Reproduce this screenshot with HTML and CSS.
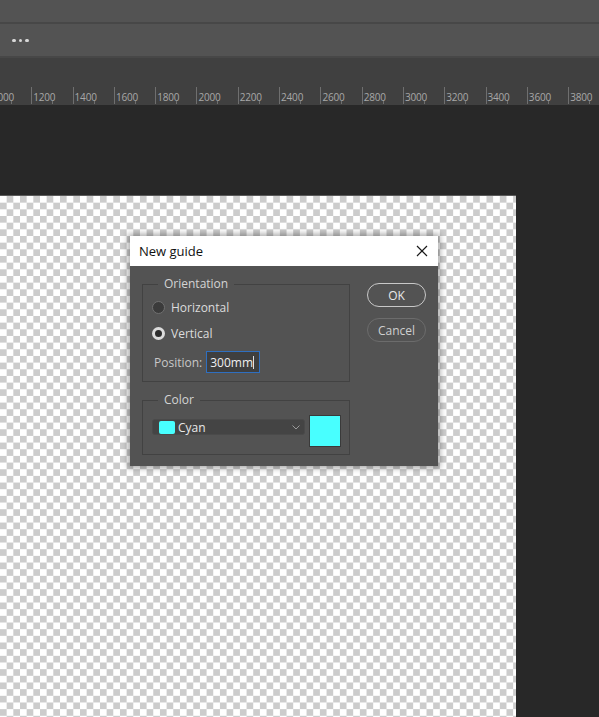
FILE: index.html
```html
<!DOCTYPE html>
<html>
<head>
<meta charset="utf-8">
<link rel="stylesheet" href="styles.css">
</head>
<body>
<div class="app">
  <div class="bar1"></div>
  <div class="bar2"><span class="dots"><i></i><i></i><i></i></span></div>
  <div class="rulerzone">
    <div class="ruler">
      <div class="seg"><span>1000</span></div>
      <div class="seg"><span>1200</span></div>
      <div class="seg"><span>1400</span></div>
      <div class="seg"><span>1600</span></div>
      <div class="seg"><span>1800</span></div>
      <div class="seg"><span>2000</span></div>
      <div class="seg"><span>2200</span></div>
      <div class="seg"><span>2400</span></div>
      <div class="seg"><span>2600</span></div>
      <div class="seg"><span>2800</span></div>
      <div class="seg"><span>3000</span></div>
      <div class="seg"><span>3200</span></div>
      <div class="seg"><span>3400</span></div>
      <div class="seg"><span>3600</span></div>
      <div class="seg"><span>3800</span></div>
    </div>
  </div>
  <div class="workspace">
    <div class="canvas"></div>
  </div>

  <div class="dialog">
    <div class="titlebar">
      <span class="title">New guide</span>
      <svg class="close" width="12" height="12" viewBox="0 0 12 12"><path d="M1 1 L11 11 M11 1 L1 11" stroke="#1a1a1a" stroke-width="1.2" fill="none"/></svg>
    </div>
    <div class="dbody">
      <div class="groups">
        <div class="group orient">
          <span class="legend">Orientation</span>
          <div class="row"><span class="radio"></span><span class="lbl">Horizontal</span></div>
          <div class="row"><span class="radio on"></span><span class="lbl">Vertical</span></div>
          <div class="posrow"><span class="plbl">Position:</span><span class="input">300mm<span class="caret"></span></span></div>
        </div>
        <div class="group color">
          <span class="legend">Color</span>
          <div class="colrow">
            <div class="select">
              <span class="chip"></span><span class="sval">Cyan</span>
              <svg class="chev" width="8" height="5" viewBox="0 0 8 5"><path d="M0.5 0.5 L4 4 L7.5 0.5" stroke="#9a9a9a" stroke-width="1" fill="none"/></svg>
            </div>
            <div class="swatch"></div>
          </div>
        </div>
      </div>
      <div class="buttons">
        <div class="btn ok">OK</div>
        <div class="btn cancel">Cancel</div>
      </div>
    </div>
  </div>
</div>
</body>
</html>
```
FILE: styles.css
```css
html, body {
  margin: 0;
  padding: 0;
  background: #282828;
}
.app {
  position: relative;
  width: 599px;
  height: 717px;
  overflow: hidden;
  font-family: "Open Sans", "Noto Sans", sans-serif;
}
.bar1 {
  height: 22px;
  background: #535353;
  border-bottom: 2px solid #474747;
}
.bar2 {
  height: 32px;
  background: #535353;
  border-bottom: 2px solid #474747;
  display: flex;
  align-items: center;
  padding-left: 12px;
}
.dots {
  display: flex;
  gap: 3px;
  margin-top: 1px;
}
.dots i {
  width: 3.5px;
  height: 3.5px;
  border-radius: 50%;
  background: #d8d8d8;
}
.rulerzone {
  height: 47px;
  background: #404040;
  display: flex;
  align-items: flex-end;
  overflow: hidden;
}
.ruler {
  height: 17px;
  margin-bottom: 1px;
  display: flex;
  margin-left: -10px;
  flex-shrink: 0;
}
.seg {
  position: relative;
  width: 41.3px;
  flex-shrink: 0;
  border-left: 1px solid #6f6f6f;
  box-sizing: border-box;
}
.seg::after {
  content: "";
  position: absolute;
  left: 20px;
  bottom: 0;
  width: 1px;
  height: 3px;
  background: #6f6f6f;
}
.seg span {
  position: absolute;
  left: 1px;
  top: 4px;
  font-size: 10px;
  line-height: 12px;
  color: #a8a8a8;
  letter-spacing: -0.2px;
}
.workspace {
  padding-top: 91px;
}
.canvas {
  width: 516px;
  height: 521px;
  background: conic-gradient(#cccccc 25%, #ffffff 0 50%, #cccccc 0 75%, #ffffff 0) 0 0 / 13.34px 13.34px;
  box-shadow: 0 -1px 0 #5a5a5a;
}
.dialog {
  position: absolute;
  left: 130px;
  top: 236px;
  width: 308px;
  height: 230px;
  background: #535353;
  box-shadow: 0 0 6px 2px rgba(0, 0, 0, 0.35);
}
.titlebar {
  height: 30px;
  background: #ffffff;
  display: flex;
  align-items: center;
  justify-content: space-between;
  padding: 0 10px 0 9px;
}
.title {
  font-size: 13px;
  color: #111;
}
.close {
  display: block;
}
.dbody {
  display: flex;
  padding: 18px 0 0 12px;
}
.groups {
  width: 208px;
}
.group {
  position: relative;
  border: 1px solid #424242;
  box-sizing: border-box;
}
.legend {
  position: absolute;
  top: -9px;
  left: 15px;
  padding: 0 6px;
  background: #535353;
  font-size: 12px;
  line-height: 16px;
  color: #d4d4d4;
}
.orient {
  height: 98px;
  padding: 9px 0 0 9px;
}
.row {
  height: 26px;
  display: flex;
  align-items: center;
}
.radio {
  width: 13px;
  height: 13px;
  border-radius: 50%;
  background: #3b3b3b;
  border: 1px solid #707070;
  margin-right: 6px;
  box-sizing: border-box;
}
.radio.on {
  background: #2d2d2d;
  border: 3.5px solid #dcdcdc;
}
.lbl {
  font-size: 12px;
  color: #dcdcdc;
}
.posrow {
  display: flex;
  align-items: center;
  margin-top: 5px;
  margin-left: 2px;
}
.plbl {
  font-size: 12px;
  color: #c8c8c8;
  margin-right: 4px;
}
.input {
  width: 54px;
  height: 22px;
  box-sizing: border-box;
  border: 1px solid #2f6fc0;
  background: #3f3f3f;
  font-size: 12px;
  color: #f0f0f0;
  display: flex;
  align-items: center;
  padding-left: 3px;
}
.caret {
  width: 1px;
  height: 13px;
  background: #e0e0e0;
}
.color {
  margin-top: 18px;
  height: 55px;
  padding: 14px 0 0 9px;
}
.colrow {
  display: flex;
  align-items: flex-start;
}
.select {
  width: 153px;
  height: 16px;
  margin-top: 4px;
  box-sizing: border-box;
  border: 1px solid #4a4a4a;
  border-radius: 3px;
  background: #444444;
  display: flex;
  align-items: center;
  padding-left: 6px;
}
.chip {
  width: 16px;
  height: 13px;
  background: #48ffff;
  border-radius: 2px;
  margin-right: 3px;
}
.sval {
  font-size: 12px;
  color: #e8e8e8;
}
.chev {
  margin-left: auto;
  margin-right: 4px;
}
.swatch {
  width: 32px;
  height: 32px;
  box-sizing: border-box;
  background: #48ffff;
  border: 1px solid #3a3a3a;
  margin-left: 4px;
}
.buttons {
  margin-left: 17px;
  margin-top: -1px;
  display: flex;
  flex-direction: column;
  gap: 11px;
}
.btn {
  width: 59px;
  height: 24px;
  box-sizing: border-box;
  border-radius: 12px;
  display: flex;
  align-items: center;
  justify-content: center;
  font-size: 12px;
}
.ok {
  border: 1.5px solid #c8c8c8;
  color: #e8e8e8;
}
.cancel {
  border: 1.5px solid #6c6c6c;
  color: #cfcfcf;
}
```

▸ WHAT THIS TASK INVOLVES
Write out every line above exactly as it is, leaving out the pictures.

▸ SOLUTION TO THE PROBLEM
Reproduce this screenshot with HTML and CSS.
FILE: index.html
```html
<!DOCTYPE html>
<html>
<head>
<meta charset="utf-8">
<link rel="stylesheet" href="styles.css">
</head>
<body>
<div class="app">
  <div class="bar1"></div>
  <div class="bar2"><span class="dots"><i></i><i></i><i></i></span></div>
  <div class="rulerzone">
    <div class="ruler">
      <div class="seg"><span>1000</span></div>
      <div class="seg"><span>1200</span></div>
      <div class="seg"><span>1400</span></div>
      <div class="seg"><span>1600</span></div>
      <div class="seg"><span>1800</span></div>
      <div class="seg"><span>2000</span></div>
      <div class="seg"><span>2200</span></div>
      <div class="seg"><span>2400</span></div>
      <div class="seg"><span>2600</span></div>
      <div class="seg"><span>2800</span></div>
      <div class="seg"><span>3000</span></div>
      <div class="seg"><span>3200</span></div>
      <div class="seg"><span>3400</span></div>
      <div class="seg"><span>3600</span></div>
      <div class="seg"><span>3800</span></div>
    </div>
  </div>
  <div class="workspace">
    <div class="canvas"></div>
  </div>

  <div class="dialog">
    <div class="titlebar">
      <span class="title">New guide</span>
      <svg class="close" width="12" height="12" viewBox="0 0 12 12"><path d="M1 1 L11 11 M11 1 L1 11" stroke="#1a1a1a" stroke-width="1.2" fill="none"/></svg>
    </div>
    <div class="dbody">
      <div class="groups">
        <div class="group orient">
          <span class="legend">Orientation</span>
          <div class="row"><span class="radio"></span><span class="lbl">Horizontal</span></div>
          <div class="row"><span class="radio on"></span><span class="lbl">Vertical</span></div>
          <div class="posrow"><span class="plbl">Position:</span><span class="input">300mm<span class="caret"></span></span></div>
        </div>
        <div class="group color">
          <span class="legend">Color</span>
          <div class="colrow">
            <div class="select">
              <span class="chip"></span><span class="sval">Cyan</span>
              <svg class="chev" width="8" height="5" viewBox="0 0 8 5"><path d="M0.5 0.5 L4 4 L7.5 0.5" stroke="#9a9a9a" stroke-width="1" fill="none"/></svg>
            </div>
            <div class="swatch"></div>
          </div>
        </div>
      </div>
      <div class="buttons">
        <div class="btn ok">OK</div>
        <div class="btn cancel">Cancel</div>
      </div>
    </div>
  </div>
</div>
</body>
</html>
```
FILE: styles.css
```css
html, body {
  margin: 0;
  padding: 0;
  background: #282828;
}
.app {
  position: relative;
  width: 599px;
  height: 717px;
  overflow: hidden;
  font-family: "Open Sans", "Noto Sans", sans-serif;
}
.bar1 {
  height: 22px;
  background: #535353;
  border-bottom: 2px solid #474747;
}
.bar2 {
  height: 32px;
  background: #535353;
  border-bottom: 2px solid #474747;
  display: flex;
  align-items: center;
  padding-left: 12px;
}
.dots {
  display: flex;
  gap: 3px;
  margin-top: 1px;
}
.dots i {
  width: 3.5px;
  height: 3.5px;
  border-radius: 50%;
  background: #d8d8d8;
}
.rulerzone {
  height: 47px;
  background: #404040;
  display: flex;
  align-items: flex-end;
  overflow: hidden;
}
.ruler {
  height: 17px;
  margin-bottom: 1px;
  display: flex;
  margin-left: -10px;
  flex-shrink: 0;
}
.seg {
  position: relative;
  width: 41.3px;
  flex-shrink: 0;
  border-left: 1px solid #6f6f6f;
  box-sizing: border-box;
}
.seg::after {
  content: "";
  position: absolute;
  left: 20px;
  bottom: 0;
  width: 1px;
  height: 3px;
  background: #6f6f6f;
}
.seg span {
  position: absolute;
  left: 1px;
  top: 4px;
  font-size: 10px;
  line-height: 12px;
  color: #a8a8a8;
  letter-spacing: -0.2px;
}
.workspace {
  padding-top: 91px;
}
.canvas {
  width: 516px;
  height: 521px;
  background: conic-gradient(#cccccc 25%, #ffffff 0 50%, #cccccc 0 75%, #ffffff 0) 0 0 / 13.34px 13.34px;
  box-shadow: 0 -1px 0 #5a5a5a;
}
.dialog {
  position: absolute;
  left: 130px;
  top: 236px;
  width: 308px;
  height: 230px;
  background: #535353;
  box-shadow: 0 0 6px 2px rgba(0, 0, 0, 0.35);
}
.titlebar {
  height: 30px;
  background: #ffffff;
  display: flex;
  align-items: center;
  justify-content: space-between;
  padding: 0 10px 0 9px;
}
.title {
  font-size: 13px;
  color: #111;
}
.close {
  display: block;
}
.dbody {
  display: flex;
  padding: 18px 0 0 12px;
}
.groups {
  width: 208px;
}
.group {
  position: relative;
  border: 1px solid #424242;
  box-sizing: border-box;
}
.legend {
  position: absolute;
  top: -9px;
  left: 15px;
  padding: 0 6px;
  background: #535353;
  font-size: 12px;
  line-height: 16px;
  color: #d4d4d4;
}
.orient {
  height: 98px;
  padding: 9px 0 0 9px;
}
.row {
  height: 26px;
  display: flex;
  align-items: center;
}
.radio {
  width: 13px;
  height: 13px;
  border-radius: 50%;
  background: #3b3b3b;
  border: 1px solid #707070;
  margin-right: 6px;
  box-sizing: border-box;
}
.radio.on {
  background: #2d2d2d;
  border: 3.5px solid #dcdcdc;
}
.lbl {
  font-size: 12px;
  color: #dcdcdc;
}
.posrow {
  display: flex;
  align-items: center;
  margin-top: 5px;
  margin-left: 2px;
}
.plbl {
  font-size: 12px;
  color: #c8c8c8;
  margin-right: 4px;
}
.input {
  width: 54px;
  height: 22px;
  box-sizing: border-box;
  border: 1px solid #2f6fc0;
  background: #3f3f3f;
  font-size: 12px;
  color: #f0f0f0;
  display: flex;
  align-items: center;
  padding-left: 3px;
}
.caret {
  width: 1px;
  height: 13px;
  background: #e0e0e0;
}
.color {
  margin-top: 18px;
  height: 55px;
  padding: 14px 0 0 9px;
}
.colrow {
  display: flex;
  align-items: flex-start;
}
.select {
  width: 153px;
  height: 16px;
  margin-top: 4px;
  box-sizing: border-box;
  border: 1px solid #4a4a4a;
  border-radius: 3px;
  background: #444444;
  display: flex;
  align-items: center;
  padding-left: 6px;
}
.chip {
  width: 16px;
  height: 13px;
  background: #48ffff;
  border-radius: 2px;
  margin-right: 3px;
}
.sval {
  font-size: 12px;
  color: #e8e8e8;
}
.chev {
  margin-left: auto;
  margin-right: 4px;
}
.swatch {
  width: 32px;
  height: 32px;
  box-sizing: border-box;
  background: #48ffff;
  border: 1px solid #3a3a3a;
  margin-left: 4px;
}
.buttons {
  margin-left: 17px;
  margin-top: -1px;
  display: flex;
  flex-direction: column;
  gap: 11px;
}
.btn {
  width: 59px;
  height: 24px;
  box-sizing: border-box;
  border-radius: 12px;
  display: flex;
  align-items: center;
  justify-content: center;
  font-size: 12px;
}
.ok {
  border: 1.5px solid #c8c8c8;
  color: #e8e8e8;
}
.cancel {
  border: 1.5px solid #6c6c6c;
  color: #cfcfcf;
}
```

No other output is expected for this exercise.